**Task directions:**
Where does the string "React" appear? Copy every line of the entries below that holds it.

(Pages as source code)
┌────────

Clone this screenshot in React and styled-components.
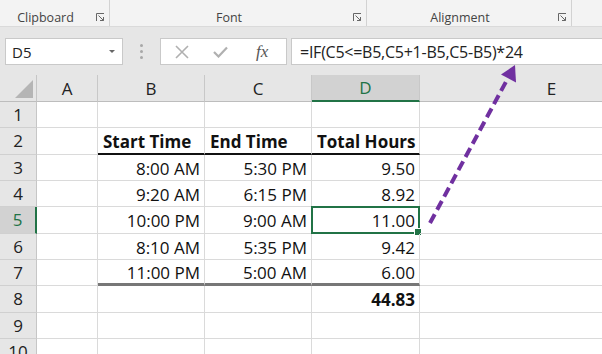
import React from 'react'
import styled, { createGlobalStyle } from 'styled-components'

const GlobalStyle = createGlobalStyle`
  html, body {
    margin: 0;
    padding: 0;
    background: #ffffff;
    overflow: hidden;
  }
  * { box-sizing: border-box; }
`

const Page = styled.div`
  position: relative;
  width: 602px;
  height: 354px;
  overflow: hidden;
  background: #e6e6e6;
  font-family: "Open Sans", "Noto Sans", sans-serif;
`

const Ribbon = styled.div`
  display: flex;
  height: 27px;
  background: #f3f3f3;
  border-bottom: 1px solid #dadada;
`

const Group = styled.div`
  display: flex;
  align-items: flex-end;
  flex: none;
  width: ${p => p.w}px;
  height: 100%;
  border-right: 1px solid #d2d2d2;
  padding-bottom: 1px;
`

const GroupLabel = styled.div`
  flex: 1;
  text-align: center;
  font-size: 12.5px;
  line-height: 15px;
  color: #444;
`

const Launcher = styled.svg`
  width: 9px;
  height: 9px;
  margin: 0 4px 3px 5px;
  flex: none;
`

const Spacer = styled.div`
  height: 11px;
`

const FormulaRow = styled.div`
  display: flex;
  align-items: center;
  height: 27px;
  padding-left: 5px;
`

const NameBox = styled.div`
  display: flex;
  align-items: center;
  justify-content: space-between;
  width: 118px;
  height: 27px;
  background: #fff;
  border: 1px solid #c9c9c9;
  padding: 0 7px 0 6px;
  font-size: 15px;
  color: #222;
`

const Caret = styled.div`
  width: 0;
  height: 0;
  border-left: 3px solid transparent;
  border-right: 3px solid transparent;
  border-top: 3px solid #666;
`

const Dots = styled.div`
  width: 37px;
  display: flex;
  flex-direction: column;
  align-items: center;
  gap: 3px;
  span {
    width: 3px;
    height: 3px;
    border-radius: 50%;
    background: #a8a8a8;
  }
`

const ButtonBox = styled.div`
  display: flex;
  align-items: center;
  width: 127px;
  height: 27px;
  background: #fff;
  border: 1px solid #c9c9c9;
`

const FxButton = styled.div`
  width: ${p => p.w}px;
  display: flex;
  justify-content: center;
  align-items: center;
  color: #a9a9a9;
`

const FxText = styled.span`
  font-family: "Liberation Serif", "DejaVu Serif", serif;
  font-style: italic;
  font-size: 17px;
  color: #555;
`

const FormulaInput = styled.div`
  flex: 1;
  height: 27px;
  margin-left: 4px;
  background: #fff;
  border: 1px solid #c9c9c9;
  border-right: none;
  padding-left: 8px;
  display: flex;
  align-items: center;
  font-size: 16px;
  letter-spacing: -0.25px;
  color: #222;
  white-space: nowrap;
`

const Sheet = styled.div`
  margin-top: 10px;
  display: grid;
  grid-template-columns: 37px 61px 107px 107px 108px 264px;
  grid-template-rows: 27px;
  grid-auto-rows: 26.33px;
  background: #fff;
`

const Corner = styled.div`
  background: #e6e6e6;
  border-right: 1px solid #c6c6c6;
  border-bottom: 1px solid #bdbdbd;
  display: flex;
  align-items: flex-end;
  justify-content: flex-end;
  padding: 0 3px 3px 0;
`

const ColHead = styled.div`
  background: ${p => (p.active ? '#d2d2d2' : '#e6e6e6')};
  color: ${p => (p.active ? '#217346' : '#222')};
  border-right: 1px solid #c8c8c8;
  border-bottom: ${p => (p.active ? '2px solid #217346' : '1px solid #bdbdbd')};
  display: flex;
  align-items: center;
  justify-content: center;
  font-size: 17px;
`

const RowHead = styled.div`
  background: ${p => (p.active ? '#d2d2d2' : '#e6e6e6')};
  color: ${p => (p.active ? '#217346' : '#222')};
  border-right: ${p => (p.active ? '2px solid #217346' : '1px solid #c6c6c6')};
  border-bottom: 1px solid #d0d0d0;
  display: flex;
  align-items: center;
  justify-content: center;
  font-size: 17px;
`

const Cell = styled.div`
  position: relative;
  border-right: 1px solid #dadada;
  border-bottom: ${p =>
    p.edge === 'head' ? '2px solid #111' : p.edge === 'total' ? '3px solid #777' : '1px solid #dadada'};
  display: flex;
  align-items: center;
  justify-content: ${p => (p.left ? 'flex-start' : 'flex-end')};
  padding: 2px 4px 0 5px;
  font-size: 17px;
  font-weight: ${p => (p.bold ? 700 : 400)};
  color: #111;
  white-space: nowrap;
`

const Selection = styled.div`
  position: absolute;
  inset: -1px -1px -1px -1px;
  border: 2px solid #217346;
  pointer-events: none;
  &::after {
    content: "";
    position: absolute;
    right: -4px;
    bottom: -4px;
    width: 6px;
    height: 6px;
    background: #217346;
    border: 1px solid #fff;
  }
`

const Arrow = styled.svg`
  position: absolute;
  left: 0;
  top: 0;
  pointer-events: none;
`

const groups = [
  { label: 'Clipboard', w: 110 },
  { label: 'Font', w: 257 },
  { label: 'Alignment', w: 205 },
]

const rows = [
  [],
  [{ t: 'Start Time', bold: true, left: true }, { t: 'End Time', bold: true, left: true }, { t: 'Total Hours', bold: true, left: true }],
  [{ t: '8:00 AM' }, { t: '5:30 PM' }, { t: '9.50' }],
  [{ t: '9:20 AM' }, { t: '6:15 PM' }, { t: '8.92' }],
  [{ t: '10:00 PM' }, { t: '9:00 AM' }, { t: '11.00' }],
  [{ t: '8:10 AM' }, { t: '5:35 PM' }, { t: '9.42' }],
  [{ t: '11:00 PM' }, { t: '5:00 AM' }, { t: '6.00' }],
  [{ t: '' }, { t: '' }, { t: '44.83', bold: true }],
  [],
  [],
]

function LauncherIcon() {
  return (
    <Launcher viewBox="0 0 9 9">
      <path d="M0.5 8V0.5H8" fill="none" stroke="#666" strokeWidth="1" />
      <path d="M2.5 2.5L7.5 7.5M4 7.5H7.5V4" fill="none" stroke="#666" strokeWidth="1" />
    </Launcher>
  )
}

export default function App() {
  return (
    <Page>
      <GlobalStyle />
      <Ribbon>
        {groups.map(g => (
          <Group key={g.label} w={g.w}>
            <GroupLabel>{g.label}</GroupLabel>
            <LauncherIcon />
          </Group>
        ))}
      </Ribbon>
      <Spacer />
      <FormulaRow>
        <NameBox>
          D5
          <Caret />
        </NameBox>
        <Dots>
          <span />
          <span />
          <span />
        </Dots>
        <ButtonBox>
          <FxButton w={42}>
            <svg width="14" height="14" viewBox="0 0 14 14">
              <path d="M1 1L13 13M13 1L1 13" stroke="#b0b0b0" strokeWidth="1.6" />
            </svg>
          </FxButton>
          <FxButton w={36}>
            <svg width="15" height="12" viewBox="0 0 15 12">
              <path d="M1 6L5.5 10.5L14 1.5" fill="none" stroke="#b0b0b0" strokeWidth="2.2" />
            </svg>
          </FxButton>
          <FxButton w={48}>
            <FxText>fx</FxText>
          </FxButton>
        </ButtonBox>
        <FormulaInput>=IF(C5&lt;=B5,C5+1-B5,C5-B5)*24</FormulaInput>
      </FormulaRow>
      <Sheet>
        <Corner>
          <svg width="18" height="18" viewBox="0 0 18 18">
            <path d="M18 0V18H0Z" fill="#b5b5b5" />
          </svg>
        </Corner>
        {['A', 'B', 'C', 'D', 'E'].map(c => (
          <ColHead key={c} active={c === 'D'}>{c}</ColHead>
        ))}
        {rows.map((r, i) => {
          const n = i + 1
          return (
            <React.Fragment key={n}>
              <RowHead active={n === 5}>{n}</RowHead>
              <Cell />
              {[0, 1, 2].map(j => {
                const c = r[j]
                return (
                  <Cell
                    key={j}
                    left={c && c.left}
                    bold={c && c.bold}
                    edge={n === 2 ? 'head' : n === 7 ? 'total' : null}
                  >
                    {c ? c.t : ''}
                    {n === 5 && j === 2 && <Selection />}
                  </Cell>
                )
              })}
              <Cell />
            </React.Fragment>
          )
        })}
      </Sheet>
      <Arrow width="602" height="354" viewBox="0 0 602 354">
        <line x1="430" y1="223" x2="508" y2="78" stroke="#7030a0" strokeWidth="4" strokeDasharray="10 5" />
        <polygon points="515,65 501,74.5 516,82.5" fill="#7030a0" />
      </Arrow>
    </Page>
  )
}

└────────
┌────────

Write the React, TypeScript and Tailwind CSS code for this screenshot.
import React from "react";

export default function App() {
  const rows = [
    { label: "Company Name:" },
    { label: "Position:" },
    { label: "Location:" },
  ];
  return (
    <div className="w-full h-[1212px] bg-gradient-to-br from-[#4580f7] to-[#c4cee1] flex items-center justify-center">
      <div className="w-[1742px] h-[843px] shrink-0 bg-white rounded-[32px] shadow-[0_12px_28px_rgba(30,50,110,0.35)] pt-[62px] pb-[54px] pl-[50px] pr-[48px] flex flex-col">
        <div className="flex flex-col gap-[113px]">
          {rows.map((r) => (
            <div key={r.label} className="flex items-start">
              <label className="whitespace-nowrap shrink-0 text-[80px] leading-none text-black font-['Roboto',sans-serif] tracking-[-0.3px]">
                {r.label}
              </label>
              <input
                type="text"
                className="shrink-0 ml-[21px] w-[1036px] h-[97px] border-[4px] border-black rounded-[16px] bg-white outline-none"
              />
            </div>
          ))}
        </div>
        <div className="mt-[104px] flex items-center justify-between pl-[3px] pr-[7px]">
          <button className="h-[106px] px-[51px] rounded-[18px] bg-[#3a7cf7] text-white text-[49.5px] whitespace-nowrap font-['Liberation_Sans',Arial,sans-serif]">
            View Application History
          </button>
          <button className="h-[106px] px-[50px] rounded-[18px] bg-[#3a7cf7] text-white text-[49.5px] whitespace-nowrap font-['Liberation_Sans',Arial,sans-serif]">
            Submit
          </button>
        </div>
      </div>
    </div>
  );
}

└────────

**Written reply:**
Clone this screenshot in React and styled-components.
import React from 'react'
            <React.Fragment key={n}>
            </React.Fragment>
Write the React, TypeScript and Tailwind CSS code for this screenshot.
import React from "react";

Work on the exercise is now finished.